Material provided:

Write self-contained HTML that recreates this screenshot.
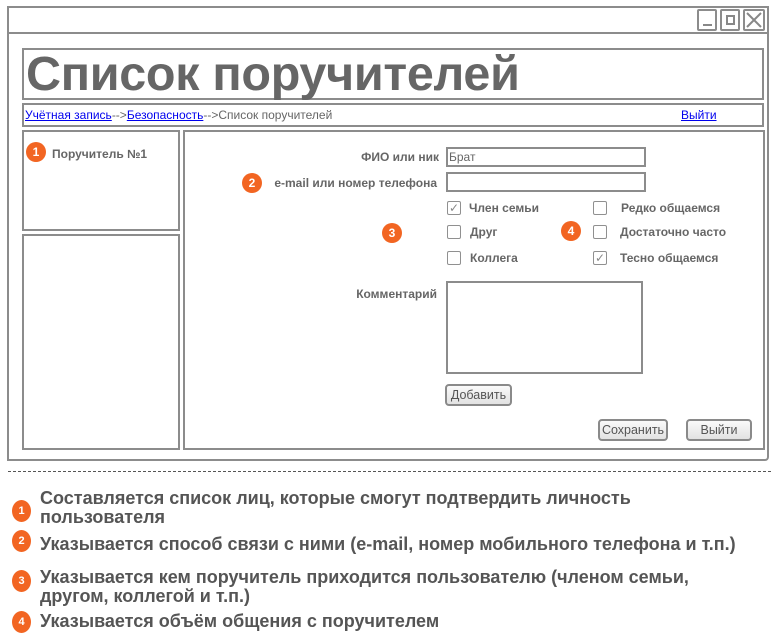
<!DOCTYPE html>
<html><head><meta charset="utf-8"><style>
*{margin:0;padding:0;box-sizing:border-box}
body{width:774px;height:641px;background:#fff;position:relative;overflow:hidden;font-family:"Liberation Sans",Arial,sans-serif;color:#666}
.a{position:absolute}
.bx{position:absolute;border:2px solid #8c8c8c;background:#fff}
.lb{position:absolute;font-size:12px;font-weight:bold;color:#666;white-space:nowrap;line-height:13px}
.bd{position:absolute;width:20px;height:20px;border-radius:50%;background:#f26522;color:#fff;font-weight:bold;font-size:12px;text-align:center;line-height:20px}
.cb{position:absolute;width:14px;height:14px;border:1.5px solid #909090;border-radius:2px;background:#fff;color:#888;font-size:12px;line-height:12px;text-align:center}
.btn{position:absolute;border:2px solid #8a8a8a;border-radius:4px;background:linear-gradient(#fafafa,#e2e2e2);font-size:12.5px;color:#555;text-align:center}
.bt{position:absolute;left:40px;font-size:18px;font-weight:bold;color:#555;line-height:19px;white-space:nowrap}
.sb{position:absolute;left:12px;width:19px;height:22px;border-radius:50%;background:#f26522;color:#fff;font-size:11px;font-weight:bold;text-align:center;line-height:22px}
a{color:#0000ee}
</style></head><body>
<div class="bx" style="left:7px;top:6px;width:762px;height:455px;border-radius:0 0 4px 0"></div>
<div class="a" style="left:8px;top:32px;width:760px;height:2px;background:#8c8c8c"></div>
<div class="bx" style="left:697px;top:9px;width:20px;height:22px;border-radius:2px"><div class="a" style="left:4px;top:13px;width:9px;height:2px;background:#888"></div></div>
<div class="bx" style="left:720px;top:9px;width:20px;height:22px;border-radius:2px"><div class="a" style="left:4px;top:4px;width:9px;height:10px;border:2px solid #888"></div></div>
<div class="bx" style="left:743px;top:9px;width:22px;height:22px;border-radius:2px"><svg class="a" style="left:1px;top:1px" width="16" height="16"><path d="M1 1L15 15M15 1L1 15" stroke="#888" stroke-width="2"/></svg></div>

<div class="bx" style="left:22px;top:48px;width:742px;height:52px"></div>
<div class="a" style="left:26px;top:45px;font-size:48.5px;font-weight:bold;color:#666;line-height:58px;white-space:nowrap;letter-spacing:-0.3px">Список поручителей</div>

<div class="bx" style="left:22px;top:103px;width:742px;height:24px"></div>
<div class="a" style="left:25px;top:108px;font-size:12px;line-height:14px;color:#666;white-space:nowrap"><a href="#">Учётная запись</a>--&gt;<a href="#">Безопасность</a>--&gt;Список поручителей</div>
<div class="a" style="left:681px;top:108px;font-size:12px;line-height:14px"><a href="#">Выйти</a></div>

<div class="bx" style="left:22px;top:130px;width:158px;height:101px"></div>
<div class="bd" style="left:26px;top:142px">1</div>
<div class="lb" style="left:52px;top:148px">Поручитель №1</div>
<div class="bx" style="left:22px;top:234px;width:158px;height:216px"></div>

<div class="bx" style="left:183px;top:130px;width:582px;height:320px"></div>
<div class="lb" style="left:300px;top:151px;width:139px;text-align:right">ФИО или ник</div>
<div class="bx" style="left:446px;top:147px;width:200px;height:20px;font-size:12px;line-height:16px;padding-left:1px;color:#666">Брат</div>
<div class="bd" style="left:242px;top:173px">2</div>
<div class="lb" style="left:260px;top:177px;width:177px;text-align:right">e-mail или номер телефона</div>
<div class="bx" style="left:446px;top:172px;width:200px;height:20px"></div>

<div class="cb" style="left:447px;top:201px">✓</div><div class="lb" style="left:469px;top:202px">Член семьи</div>
<div class="cb" style="left:447px;top:225px"></div><div class="lb" style="left:470px;top:226px">Друг</div>
<div class="cb" style="left:447px;top:251px"></div><div class="lb" style="left:470px;top:252px">Коллега</div>
<div class="bd" style="left:382px;top:223px">3</div>
<div class="bd" style="left:561px;top:221px">4</div>
<div class="cb" style="left:593px;top:201px"></div><div class="lb" style="left:621px;top:202px">Редко общаемся</div>
<div class="cb" style="left:593px;top:225px"></div><div class="lb" style="left:620px;top:226px">Достаточно часто</div>
<div class="cb" style="left:593px;top:251px">✓</div><div class="lb" style="left:620px;top:252px">Тесно общаемся</div>

<div class="lb" style="left:330px;top:288px;width:107px;text-align:right">Комментарий</div>
<div class="bx" style="left:446px;top:281px;width:197px;height:93px"></div>
<div class="btn" style="left:445px;top:384px;width:67px;height:22px;line-height:18px">Добавить</div>
<div class="btn" style="left:598px;top:419px;width:70px;height:22px;line-height:18px">Сохранить</div>
<div class="btn" style="left:686px;top:419px;width:66px;height:22px;line-height:18px">Выйти</div>

<div class="a" style="left:8px;top:471px;width:763px;border-top:1px dashed #555"></div>

<div class="sb" style="top:500px">1</div>
<div class="bt" style="top:489px">Составляется список лиц, которые смогут подтвердить личность<br>пользователя</div>
<div class="sb" style="top:530px">2</div>
<div class="bt" style="top:535px">Указывается способ связи с ними (e-mail, номер мобильного телефона и т.п.)</div>
<div class="sb" style="top:570px">3</div>
<div class="bt" style="top:568px">Указывается кем поручитель приходится пользователю (членом семьи,<br>другом, коллегой и т.п.)</div>
<div class="sb" style="top:611px">4</div>
<div class="bt" style="top:612px">Указывается объём общения с поручителем</div>
</body></html>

Challenge: Transcribe the whole listing exactly. Pictures stay out of your copy.

The solution:
Write self-contained HTML that recreates this screenshot.
<!DOCTYPE html>
<html><head><meta charset="utf-8"><style>
*{margin:0;padding:0;box-sizing:border-box}
body{width:774px;height:641px;background:#fff;position:relative;overflow:hidden;font-family:"Liberation Sans",Arial,sans-serif;color:#666}
.a{position:absolute}
.bx{position:absolute;border:2px solid #8c8c8c;background:#fff}
.lb{position:absolute;font-size:12px;font-weight:bold;color:#666;white-space:nowrap;line-height:13px}
.bd{position:absolute;width:20px;height:20px;border-radius:50%;background:#f26522;color:#fff;font-weight:bold;font-size:12px;text-align:center;line-height:20px}
.cb{position:absolute;width:14px;height:14px;border:1.5px solid #909090;border-radius:2px;background:#fff;color:#888;font-size:12px;line-height:12px;text-align:center}
.btn{position:absolute;border:2px solid #8a8a8a;border-radius:4px;background:linear-gradient(#fafafa,#e2e2e2);font-size:12.5px;color:#555;text-align:center}
.bt{position:absolute;left:40px;font-size:18px;font-weight:bold;color:#555;line-height:19px;white-space:nowrap}
.sb{position:absolute;left:12px;width:19px;height:22px;border-radius:50%;background:#f26522;color:#fff;font-size:11px;font-weight:bold;text-align:center;line-height:22px}
a{color:#0000ee}
</style></head><body>
<div class="bx" style="left:7px;top:6px;width:762px;height:455px;border-radius:0 0 4px 0"></div>
<div class="a" style="left:8px;top:32px;width:760px;height:2px;background:#8c8c8c"></div>
<div class="bx" style="left:697px;top:9px;width:20px;height:22px;border-radius:2px"><div class="a" style="left:4px;top:13px;width:9px;height:2px;background:#888"></div></div>
<div class="bx" style="left:720px;top:9px;width:20px;height:22px;border-radius:2px"><div class="a" style="left:4px;top:4px;width:9px;height:10px;border:2px solid #888"></div></div>
<div class="bx" style="left:743px;top:9px;width:22px;height:22px;border-radius:2px"><svg class="a" style="left:1px;top:1px" width="16" height="16"><path d="M1 1L15 15M15 1L1 15" stroke="#888" stroke-width="2"/></svg></div>

<div class="bx" style="left:22px;top:48px;width:742px;height:52px"></div>
<div class="a" style="left:26px;top:45px;font-size:48.5px;font-weight:bold;color:#666;line-height:58px;white-space:nowrap;letter-spacing:-0.3px">Список поручителей</div>

<div class="bx" style="left:22px;top:103px;width:742px;height:24px"></div>
<div class="a" style="left:25px;top:108px;font-size:12px;line-height:14px;color:#666;white-space:nowrap"><a href="#">Учётная запись</a>--&gt;<a href="#">Безопасность</a>--&gt;Список поручителей</div>
<div class="a" style="left:681px;top:108px;font-size:12px;line-height:14px"><a href="#">Выйти</a></div>

<div class="bx" style="left:22px;top:130px;width:158px;height:101px"></div>
<div class="bd" style="left:26px;top:142px">1</div>
<div class="lb" style="left:52px;top:148px">Поручитель №1</div>
<div class="bx" style="left:22px;top:234px;width:158px;height:216px"></div>

<div class="bx" style="left:183px;top:130px;width:582px;height:320px"></div>
<div class="lb" style="left:300px;top:151px;width:139px;text-align:right">ФИО или ник</div>
<div class="bx" style="left:446px;top:147px;width:200px;height:20px;font-size:12px;line-height:16px;padding-left:1px;color:#666">Брат</div>
<div class="bd" style="left:242px;top:173px">2</div>
<div class="lb" style="left:260px;top:177px;width:177px;text-align:right">e-mail или номер телефона</div>
<div class="bx" style="left:446px;top:172px;width:200px;height:20px"></div>

<div class="cb" style="left:447px;top:201px">✓</div><div class="lb" style="left:469px;top:202px">Член семьи</div>
<div class="cb" style="left:447px;top:225px"></div><div class="lb" style="left:470px;top:226px">Друг</div>
<div class="cb" style="left:447px;top:251px"></div><div class="lb" style="left:470px;top:252px">Коллега</div>
<div class="bd" style="left:382px;top:223px">3</div>
<div class="bd" style="left:561px;top:221px">4</div>
<div class="cb" style="left:593px;top:201px"></div><div class="lb" style="left:621px;top:202px">Редко общаемся</div>
<div class="cb" style="left:593px;top:225px"></div><div class="lb" style="left:620px;top:226px">Достаточно часто</div>
<div class="cb" style="left:593px;top:251px">✓</div><div class="lb" style="left:620px;top:252px">Тесно общаемся</div>

<div class="lb" style="left:330px;top:288px;width:107px;text-align:right">Комментарий</div>
<div class="bx" style="left:446px;top:281px;width:197px;height:93px"></div>
<div class="btn" style="left:445px;top:384px;width:67px;height:22px;line-height:18px">Добавить</div>
<div class="btn" style="left:598px;top:419px;width:70px;height:22px;line-height:18px">Сохранить</div>
<div class="btn" style="left:686px;top:419px;width:66px;height:22px;line-height:18px">Выйти</div>

<div class="a" style="left:8px;top:471px;width:763px;border-top:1px dashed #555"></div>

<div class="sb" style="top:500px">1</div>
<div class="bt" style="top:489px">Составляется список лиц, которые смогут подтвердить личность<br>пользователя</div>
<div class="sb" style="top:530px">2</div>
<div class="bt" style="top:535px">Указывается способ связи с ними (e-mail, номер мобильного телефона и т.п.)</div>
<div class="sb" style="top:570px">3</div>
<div class="bt" style="top:568px">Указывается кем поручитель приходится пользователю (членом семьи,<br>другом, коллегой и т.п.)</div>
<div class="sb" style="top:611px">4</div>
<div class="bt" style="top:612px">Указывается объём общения с поручителем</div>
</body></html>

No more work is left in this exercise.